**What the task asks:** Scan the data below for the string "styles". Copy every line where it appears.
--- Start of Data block ---
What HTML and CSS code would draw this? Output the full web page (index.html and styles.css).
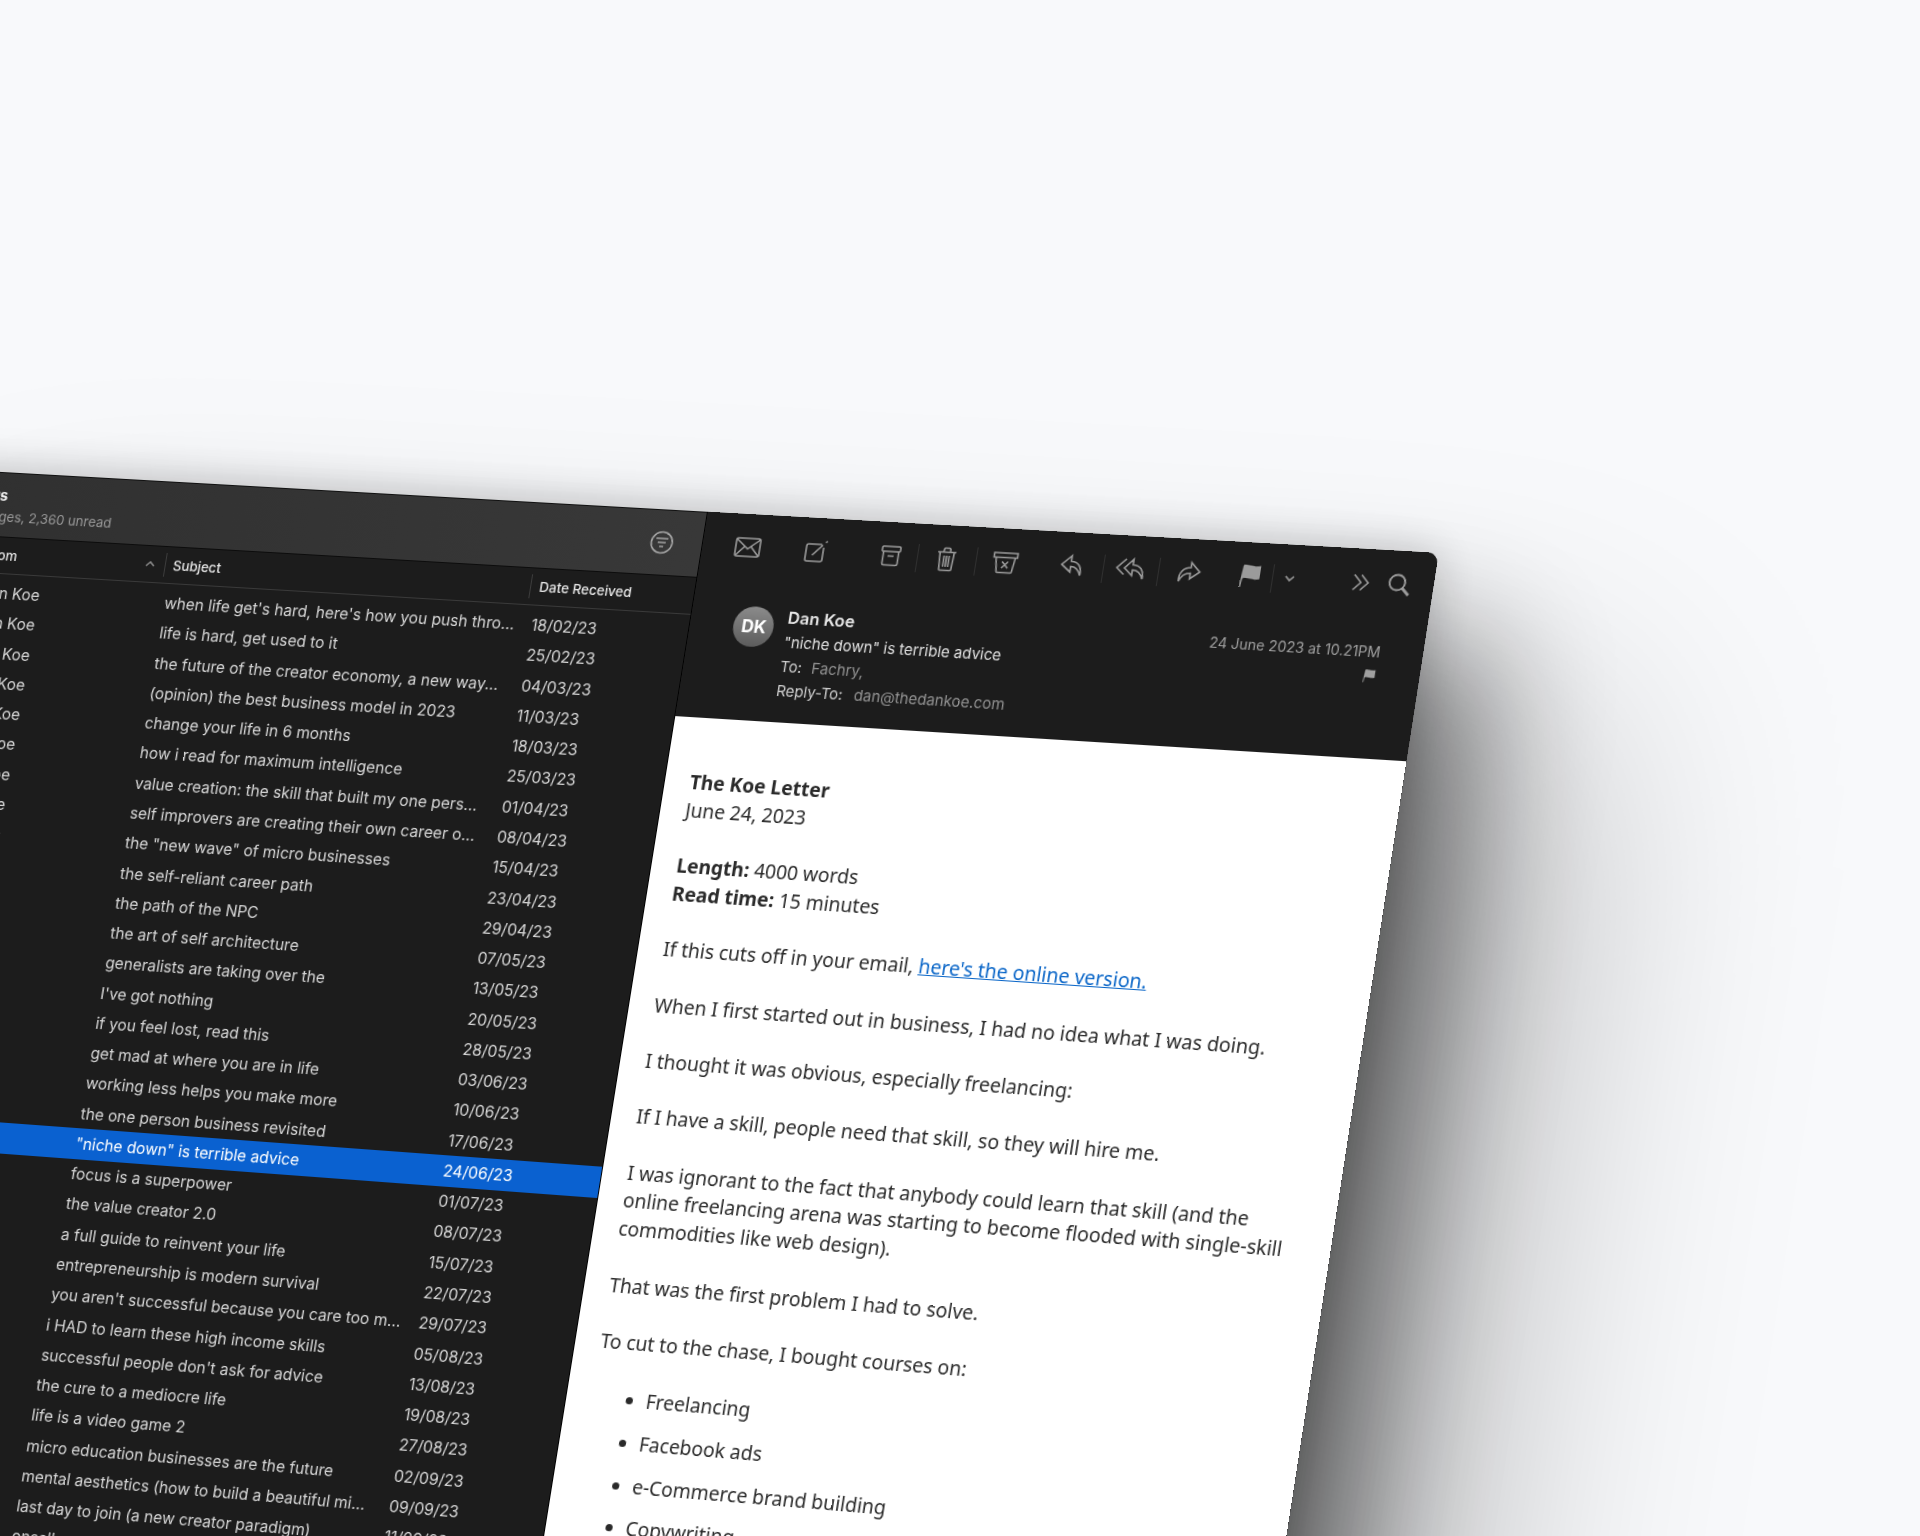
FILE: index.html
```html
<!DOCTYPE html>
<html lang="en">
<head>
    <meta charset="UTF-8">
    <title>Mail</title>
    <link rel="stylesheet" href="styles.css">
</head>
<body>
    <div class="window">
        <section class="list">
            <div class="list-top">
                <div class="list-title">
                    <h1>Newsletters</h1>
                    <p>4,582 messages, 2,360 unread</p>
                </div>
                <svg class="filter" width="24" height="24" viewBox="0 0 24 24"><circle cx="12" cy="12" r="10.500"/><path d="M6 8h12M8 12h8M10 16h4"/></svg>
            </div>
            <div class="list-cols">
                <span class="col-from">From<svg width="10" height="6" viewBox="0 0 10 6"><path d="M1 5l4-4 4 4"/></svg></span>
                <span class="col-subject">Subject</span>
                <span class="col-date">Date Received</span>
            </div>
            <ul class="rows">
                <li class="row"><span>Dan Koe</span><span>when life get's hard, here's how you push thro...</span><span>18/02/23</span></li>
                <li class="row"><span>Dan Koe</span><span>life is hard, get used to it</span><span>25/02/23</span></li>
                <li class="row"><span>Dan Koe</span><span>the future of the creator economy, a new way...</span><span>04/03/23</span></li>
                <li class="row"><span>Dan Koe</span><span>(opinion) the best business model in 2023</span><span>11/03/23</span></li>
                <li class="row"><span>Dan Koe</span><span>change your life in 6 months</span><span>18/03/23</span></li>
                <li class="row"><span>Dan Koe</span><span>how i read for maximum intelligence</span><span>25/03/23</span></li>
                <li class="row"><span>Dan Koe</span><span>value creation: the skill that built my one pers...</span><span>01/04/23</span></li>
                <li class="row"><span>Dan Koe</span><span>self improvers are creating their own career o...</span><span>08/04/23</span></li>
                <li class="row"><span>Dan Koe</span><span>the "new wave" of micro businesses</span><span>15/04/23</span></li>
                <li class="row"><span>Dan Koe</span><span>the self-reliant career path</span><span>23/04/23</span></li>
                <li class="row"><span>Dan Koe</span><span>the path of the NPC</span><span>29/04/23</span></li>
                <li class="row"><span>Dan Koe</span><span>the art of self architecture</span><span>07/05/23</span></li>
                <li class="row"><span>Dan Koe</span><span>generalists are taking over the</span><span>13/05/23</span></li>
                <li class="row"><span>Dan Koe</span><span>I've got nothing</span><span>20/05/23</span></li>
                <li class="row"><span>Dan Koe</span><span>if you feel lost, read this</span><span>28/05/23</span></li>
                <li class="row"><span>Dan Koe</span><span>get mad at where you are in life</span><span>03/06/23</span></li>
                <li class="row"><span>Dan Koe</span><span>working less helps you make more</span><span>10/06/23</span></li>
                <li class="row"><span>Dan Koe</span><span>the one person business revisited</span><span>17/06/23</span></li>
                <li class="row selected"><span>Dan Koe</span><span>"niche down" is terrible advice</span><span>24/06/23</span></li>
                <li class="row"><span>Dan Koe</span><span>focus is a superpower</span><span>01/07/23</span></li>
                <li class="row"><span>Dan Koe</span><span>the value creator 2.0</span><span>08/07/23</span></li>
                <li class="row"><span>Dan Koe</span><span>a full guide to reinvent your life</span><span>15/07/23</span></li>
                <li class="row"><span>Dan Koe</span><span>entrepreneurship is modern survival</span><span>22/07/23</span></li>
                <li class="row"><span>Dan Koe</span><span>you aren't successful because you care too m...</span><span>29/07/23</span></li>
                <li class="row"><span>Dan Koe</span><span>i HAD to learn these high income skills</span><span>05/08/23</span></li>
                <li class="row"><span>Dan Koe</span><span>successful people don't ask for advice</span><span>13/08/23</span></li>
                <li class="row"><span>Dan Koe</span><span>the cure to a mediocre life</span><span>19/08/23</span></li>
                <li class="row"><span>Dan Koe</span><span>life is a video game 2</span><span>27/08/23</span></li>
                <li class="row"><span>Dan Koe</span><span>micro education businesses are the future</span><span>02/09/23</span></li>
                <li class="row"><span>Dan Koe</span><span>mental aesthetics (how to build a beautiful mi...</span><span>09/09/23</span></li>
                <li class="row"><span>Dan Koe</span><span>last day to join (a new creator paradigm)</span><span>11/09/23</span></li>
                <li class="row"><span>Dan Koe</span><span>onsell</span><span>16/09/23</span></li>
            </ul>
        </section>

        <section class="detail">
            <div class="toolbar">
                <span class="tool tool-mail"><svg width="28" height="22" viewBox="0 0 28 22"><rect x="2" y="2" width="24" height="18" rx="2"/><path d="M2.500 3l11.500 9.500L25.500 3M2.500 19.500l8.500-9.500M25.500 19.500L17 10"/></svg></span>
                <span class="tool tool-compose"><svg width="26" height="26" viewBox="0 0 26 26"><path d="M18 6H5a2 2 0 0 0-2 2v13a2 2 0 0 0 2 2h13a2 2 0 0 0 2-2V9"/><path d="M9.500 17L19 6.500M21.500 4l1.500-1.500"/></svg></span>
                <span class="tool tool-archive"><svg width="24" height="24" viewBox="0 0 24 24"><rect x="3" y="3" width="18" height="5" rx="1"/><path d="M4.500 8v12a1.500 1.500 0 0 0 1.500 1.500h12a1.500 1.500 0 0 0 1.500-1.500V8M9 12.500h6"/></svg></span>
                <span class="tool tool-trash sep"><svg width="24" height="26" viewBox="0 0 24 26"><path d="M3 6.500h18M8.500 6.500l.5-3a1 1 0 0 1 1-1h4a1 1 0 0 1 1 1l.5 3M5 6.500l1 17a1 1 0 0 0 1 1h10a1 1 0 0 0 1-1l1-17M9.500 10v11M12 10v11M14.500 10v11"/></svg></span>
                <span class="tool sep"><svg width="28" height="24" viewBox="0 0 28 24"><path d="M2.500 3h23v4.500h-23zM4.500 7.500l2 14a1 1 0 0 0 1 1h13a1 1 0 0 0 1-1l2-14M11 11.500l6 6.500M17 11.500l-6 6.500"/></svg></span>
                <span class="tool tool-reply"><svg width="26" height="24" viewBox="0 0 26 24"><path d="M11.500 2L2.500 11l9 7v-5.500c5 0 8 3 10 8.500 1-8.500-3-13.500-10-13.500z"/></svg></span>
                <span class="tool tool-replyall sep"><svg width="36" height="24" viewBox="0 0 36 24"><path d="M18 2l-8 9 8 7v-5.500c5 0 8.500 3 10.500 8.500 1-8.500-3.500-13.500-10.500-13.500zM11 2L2.500 11l7.500 6.500"/></svg></span>
                <span class="tool tool-forward sep"><svg width="28" height="24" viewBox="0 0 28 24"><path d="M16.500 2l9 9-9 7v-5.500c-5 0-8.500 3-10.500 8.500C5 12.500 9.500 7 16.500 7z"/></svg></span>
                <span class="tool tool-flag"><svg class="solid" width="24" height="26" viewBox="0 0 24 26"><path d="M4 2.500c5-1.500 9 2 17 0v13c-7 2-11-1.500-16.500 0L3.500 24 2 24z"/></svg></span>
                <span class="tool tool-more sep"><svg width="12" height="8" viewBox="0 0 12 8"><path d="M2 2l4 4 4-4"/></svg></span>
                <span class="tool tool-over"><svg width="20" height="20" viewBox="0 0 20 20"><path d="M3 2.500l7 7.500-7 7.500M10 2.500l7 7.500-7 7.500"/></svg></span>
                <span class="tool tool-search"><svg width="24" height="24" viewBox="0 0 24 24"><circle cx="10" cy="10" r="7.500" class="mid"/><path class="thick" d="M15.500 15.500L22 22"/></svg></span>
            </div>

            <div class="msg-head">
                <div class="avatar">DK</div>
                <div class="msg-meta">
                    <div class="sender">Dan Koe</div>
                    <div class="msg-subject">"niche down" is terrible advice</div>
                    <div class="msg-line"><span class="label to-label">To:</span><span class="value">Fachry,</span></div>
                    <div class="msg-line"><span class="label reply-label">Reply-To:</span><span class="value">dan@thedankoe.com</span></div>
                </div>
                <div class="msg-side">
                    <div class="msg-date">24 June 2023 at 10.21PM</div>
                    <svg class="solid" width="14" height="15" viewBox="0 0 24 26"><path d="M4 2.500c5-1.500 9 2 17 0v13c-7 2-11-1.500-16.500 0L3.500 24 2 24z"/></svg>
                </div>
            </div>

            <article class="letter">
                <p><strong>The Koe Letter</strong><br>June 24, 2023</p>
                <p><strong>Length:</strong> 4000 words<br><strong>Read time:</strong> 15 minutes</p>
                <p>If this cuts off in your email, <a href="#">here's the online version.</a></p>
                <p>When I first started out in business, I had no idea what I was doing.</p>
                <p>I thought it was obvious, especially freelancing:</p>
                <p>If I have a skill, people need that skill, so they will hire me.</p>
                <p>I was ignorant to the fact that anybody could learn that skill (and the online freelancing arena was starting to become flooded with single-skill commodities like web design).</p>
                <p>That was the first problem I had to solve.</p>
                <p>To cut to the chase, I bought courses on:</p>
                <ul>
                    <li>Freelancing</li>
                    <li>Facebook ads</li>
                    <li>e-Commerce brand building</li>
                    <li>Copywriting</li>
                    <li>Email marketing</li>
                </ul>
            </article>
        </section>
    </div>
</body>
</html>
```

FILE: styles.css
```css
html, body {
    margin: 0;
    height: 100%;
    overflow: hidden;
    background-color: #f8f9fb;
}
/* the whole window is laid out flat, then tilted with a little perspective */
.window {
    display: flex;
    width: 1586.400px;
    height: 1500px;
    background: #1c1c1c;
    border-radius: 0 11px 0 0;
    transform-origin: 0 0;
    transform: matrix(1, 0.0564, -0.16, 1, -161, 462.8) translateX(869px) matrix3d(1,0,0,-0.000026, 0,1,0,-0.000007, 0,0,1,0, 0,0,0,1) translateX(-869px);
    box-shadow: 0 0 45px rgba(0, 0, 0, 0.2), 60px 90px 130px rgba(0, 0, 0, 0.5), 160px 160px 260px rgba(0, 0, 0, 0.28);
    font-family: Inter, "Liberation Sans", sans-serif;
    color: #dcdcdc;
}
svg {
    fill: none;
    stroke: currentColor;
    stroke-width: 1.6;
    display: block;
}
svg.solid {
    fill: currentColor;
    stroke: none;
}
.mid {
    stroke-width: 1.9;
}
.thick {
    stroke-width: 2.8;
}

/* message list */
.list {
    width: 869px;
    flex-shrink: 0;
    background: #1c1c1c;
    border-right: 1px solid #000;
    box-sizing: border-box;
}
.list-top {
    height: 66px;
    box-sizing: border-box;
    display: flex;
    align-items: center;
    justify-content: space-between;
    padding: 0 28.500px 0 72px;
    background: linear-gradient(90deg, #2f2f2f, #383838);
    border-top: 1px solid #111;
    border-bottom: 1px solid #0c0c0c;
}
.list-title h1 {
    margin: 0;
    font-size: 15px;
    font-weight: 700;
    color: #eee;
}
.list-title p {
    margin: 4px 0 0;
    font-size: 13.500px;
    color: #999;
}
.filter {
    color: #a4a4a4;
}
.list-cols {
    height: 37px;
    box-sizing: border-box;
    display: flex;
    align-items: center;
    font-size: 13.500px;
    font-weight: 500;
    color: #e4e4e4;
    border-bottom: 1px solid #3a3a3a;
}
.col-from {
    width: 331.600px;
    box-sizing: border-box;
    padding: 0 9.400px 0 147px;
    display: flex;
    align-items: center;
    justify-content: space-between;
}
.col-from svg {
    color: #888;
}
.col-subject, .col-date {
    height: 24px;
    line-height: 24px;
    padding-left: 8px;
    box-sizing: border-box;
    border-left: 1px solid #3c3c3c;
}
.col-subject {
    width: 372.700px;
}
.rows {
    list-style: none;
    margin: 0;
    padding: 4.500px 0 0;
}
.row {
    display: grid;
    grid-template-columns: 338px 373.200px 1fr;
    height: 30.270px;
    align-items: center;
    font-size: 15.700px;
    white-space: nowrap;
    color: #d6d6d6;
}
.row span:first-child {
    padding-left: 147px;
}
.row.selected {
    background: #0a61d0;
    color: #fff;
}

/* reading pane */
.detail {
    flex: 1;
    background: #1c1c1c;
    border-radius: 0 11px 0 0;
    overflow: hidden;
}
.toolbar {
    height: 66px;
    box-sizing: border-box;
    display: flex;
    padding-left: 15px;
    color: #9b9b9b;
}
.tool {
    width: 58px;
    height: 100%;
    display: flex;
    align-items: center;
    justify-content: center;
    flex-shrink: 0;
    position: relative;
}
.sep::before {
    content: "";
    position: absolute;
    left: 0;
    top: 20px;
    height: 28px;
    border-left: 1px solid #303030;
}
.tool-mail { width: 59px; }
.tool-compose { margin-left: 9.600px; }
.tool-archive { margin-left: 16px; }
.tool-trash { margin-left: -2.400px; }
.tool-reply { margin-left: 7.500px; }
.tool-replyall { margin-left: 1.400px; }
.tool-forward { margin-left: -4.400px; }
.tool-flag { width: 42px; margin-left: 10.800px; }
.tool-more { width: 34px; }
.tool-over { width: 30px; margin-left: 37.300px; }
.tool-search { width: 30px; margin-left: 7.600px; }

.msg-head {
    height: 138px;
    box-sizing: border-box;
    display: flex;
    padding: 22px 41.400px 0 43.400px;
    font-size: 14.800px;
}
.avatar {
    width: 40px;
    height: 40px;
    margin-top: 3px;
    border-radius: 50%;
    background: linear-gradient(#8b8b8b, #5c5c5c);
    color: #fff;
    font-size: 17px;
    font-weight: 700;
    line-height: 40px;
    text-align: center;
}
.msg-meta {
    margin-left: 12.400px;
    flex: 1;
}
.sender {
    font-size: 16.500px;
    font-weight: 600;
    height: 25px;
    line-height: 25px;
    color: #e6e6e6;
}
.msg-subject {
    height: 24px;
    line-height: 24px;
    color: #e0e0e0;
}
.msg-line {
    height: 24px;
    line-height: 24px;
    display: flex;
}
.label {
    color: #cfcfcf;
}
.to-label { width: 31px; }
.reply-label { width: 77px; }
.value {
    color: #929292;
}
.msg-side {
    display: flex;
    flex-direction: column;
    align-items: flex-end;
    padding-top: 4px;
    color: #a0a0a0;
    font-size: 13.900px;
}
.msg-side svg {
    margin: 8px 0 0;
}
.msg-date {
    white-space: nowrap;
}

/* letter */
.letter {
    background: #fff;
    height: 1300px;
    box-sizing: border-box;
    padding: 51px 40px 0 25px;
    font-family: "Noto Sans", sans-serif;
    font-size: 19px;
    line-height: 27.700px;
    color: #2a2a2a;
}
.letter p {
    margin: 0 0 27.700px;
}
.letter a {
    color: #0a66c8;
}
.letter ul {
    margin: 28.500px 0 0;
    padding-left: 54px;
}
.letter li {
    margin-bottom: 14px;
}
```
--- End of Data block ---
**Task output:**
What HTML and CSS code would draw this? Output the full web page (index.html and styles.css).
    <link rel="stylesheet" href="styles.css">
FILE: styles.css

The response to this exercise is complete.